Maar Bussemaker voelt daar weinig voor. “De gunstige leenvoorwaarden hebben gediend als flankerende maatregel bij de invoering van het studievoorschot. Voor studenten die geen basisbeurs meer krijgen en die dus mogelijk meer moeten lenen, heb ik de lasten van die lening in de terugbetaalfase gedempt door de terugbetaalvoorwaarden socialer te maken.”
Veel te duur
Degenen die nog een basisbeurs hebben ontvangen, hebben die extra lasten niet en dus is die maatregel voor hen niet nodig, schrijft ze.

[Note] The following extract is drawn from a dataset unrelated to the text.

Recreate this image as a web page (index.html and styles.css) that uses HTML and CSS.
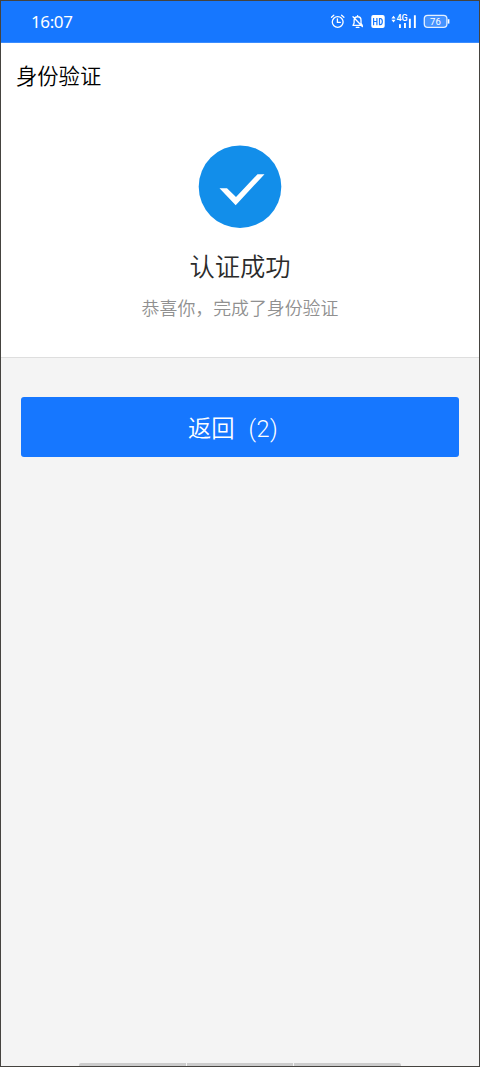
FILE: index.html
```html
<!DOCTYPE html>
<html lang="zh-CN">
<head>
<meta charset="utf-8">
<title>身份验证</title>
<link rel="stylesheet" href="styles.css">
</head>
<body>
<div class="screen">
  <div class="statusbar">
    <span class="clock">16:07</span>
    <svg class="status-icons" width="122" height="20" viewBox="329 11 122 20">
      <g fill="none" stroke="#fff" stroke-width="1.3" stroke-linecap="round">
        <circle cx="337.7" cy="22" r="5.4"/>
        <path d="M337.4 18.8v3.6h2.9M331.5 17.2l2.3-2M343.9 17.2l-2.3-2"/>
        <path stroke-linejoin="round" d="M353 25.4h9.3l-1.3-2v-3.2c0-4.6-6.6-4.6-6.9 0v2.8zM357.6 16.4v-.8M356.3 27.4h2.6M353 16.7l9.4 9.8"/>
      </g>
      <rect x="371.3" y="15" width="13.4" height="13" rx="2" fill="#fff"/>
      <path fill="none" stroke="#1677ff" stroke-width="1.2" d="M373.6 18v7.2M376.9 18v7.2M373.6 21.5h3.3M379.5 18.5h.8c2.7 0 2.7 6.2 0 6.2h-.8z"/>
      <path fill="#fff" d="M391.4 18.5l2.1-2.7 2.1 2.7zM391.4 19.7l2.1 2.7 2.1-2.7zM399 24.3h1.9V28H399zM404 23h1.9V28H404zM408.9 18.8h1.9V28h-1.9zM413.9 15.2h1.9V28h-1.9z"/>
      <text class="network" x="396.4" y="21.3">4G</text>
      <rect x="424.3" y="15.4" width="22.6" height="12" rx="3.4" fill="#4593ff" stroke="#e4f0ff" stroke-width="1.3"/>
      <path d="M448.6 19.2v4.4" stroke="#fff" stroke-width="1.6"/>
      <text class="battery" x="435.4" y="25" text-anchor="middle">76</text>
    </svg>
  </div>
  <header class="titlebar">身份验证</header>
  <main class="result">
    <svg class="result-icon" width="84" height="84" viewBox="0 0 84 84">
      <circle cx="42" cy="41.7" r="41.3" fill="#128eea"/>
      <path d="M21.5 43.2H29L38 52 59.5 29.2H66.5L37.7 60.2Z" fill="#fff"/>
    </svg>
    <h1 class="result-title">认证成功</h1>
    <p class="result-text">恭喜你，完成了身份验证</p>
  </main>
  <div class="actions">
    <button class="back">返回<span class="count">(2)</span></button>
  </div>
  <div class="tabs"><i></i><i></i><i></i></div>
</div>
</body>
</html>
```
FILE: styles.css
```css
* { box-sizing: border-box; }
body { margin: 0; }
.screen {
  width: 480px;
  height: 1067px;
  display: flex;
  flex-direction: column;
  border: 1px solid #45433f;
  background: #f4f4f4;
  font-family: "Noto Sans CJK SC", sans-serif;
  font-weight: 350;
}
.statusbar {
  height: 42px;
  display: flex;
  justify-content: space-between;
  padding: 10px 28px 0 30px;
  background: #1677ff;
  border-bottom: 1px solid #3b8dff;
}
.clock {
  color: #fff;
  font: 400 17px/21px "Noto Sans", sans-serif;
  letter-spacing: -0.4px;
}
.status-icons { display: block; }
.network { fill: #fff; font: 500 9px Roboto, sans-serif; }
.battery { fill: #fff; font: 400 9.5px Roboto, sans-serif; }
.titlebar {
  height: 64px;
  padding-left: 15px;
  background: #fff;
  color: #000;
  font-size: 21.3px;
  line-height: 63px;
}
.result {
  height: 251px;
  padding-top: 38px;
  display: flex;
  flex-direction: column;
  align-items: center;
  background: #fff;
  border-bottom: 1px solid #dedede;
}
.result-icon { display: block; }
.result-title {
  margin: 19px 0 0;
  color: #2b2b2b;
  font-size: 25.3px;
  font-weight: 350;
  line-height: 35px;
}
.result-text {
  margin: 11px 0 0;
  color: #909090;
  font-size: 17.9px;
  line-height: 26px;
}
.actions { padding: 39px 20px 0; }
.back {
  display: block;
  width: 438px;
  height: 60px;
  margin: 0;
  padding: 0 0 0 167px;
  border: 0;
  border-radius: 3px;
  background: #1677ff;
  color: #fff;
  font: 350 23.3px/60px "Noto Sans CJK SC", sans-serif;
  text-align: left;
}
.count {
  margin-left: 14px;
  font-family: Roboto, "Noto Sans", sans-serif;
  font-size: 23.5px;
  font-weight: 350;
  letter-spacing: 0.4px;
}
.tabs {
  display: flex;
  justify-content: center;
  gap: 1px;
  height: 3px;
  margin-top: auto;
}
.tabs i { width: 106.6px; background: #ccc; }
.tabs i:first-child { border-top-left-radius: 2px; }
.tabs i:last-child { border-top-right-radius: 2px; }
```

Dat zou ook erg duur zijn: “Het gaat immers om honderdduizenden oud-studenten en de kosten hiervan zijn dan ook aanzienlijk.”
Dat zou ten koste zijn gegaan van de opbrengst van het nieuwe leenstelsel en dus van de beloofde miljoeneninvesteringen in het hoger onderwijs.
Uitsmeren
Studenten die onder het nieuwe leenstelsel vallen mogen het aflossen van hun studieschuld uitsmeren over 35 jaar en zijn nooit meer dan vier procent van hun inkomen aan maandelijkse aflossing kwijt.
Studenten die tijdens hun bacheloropleiding nog een basisbeurs kregen maar voor hun master niet meer, zijn de enigen die mogen kiezen onder welke afbetalingsregeling ze willen vallen.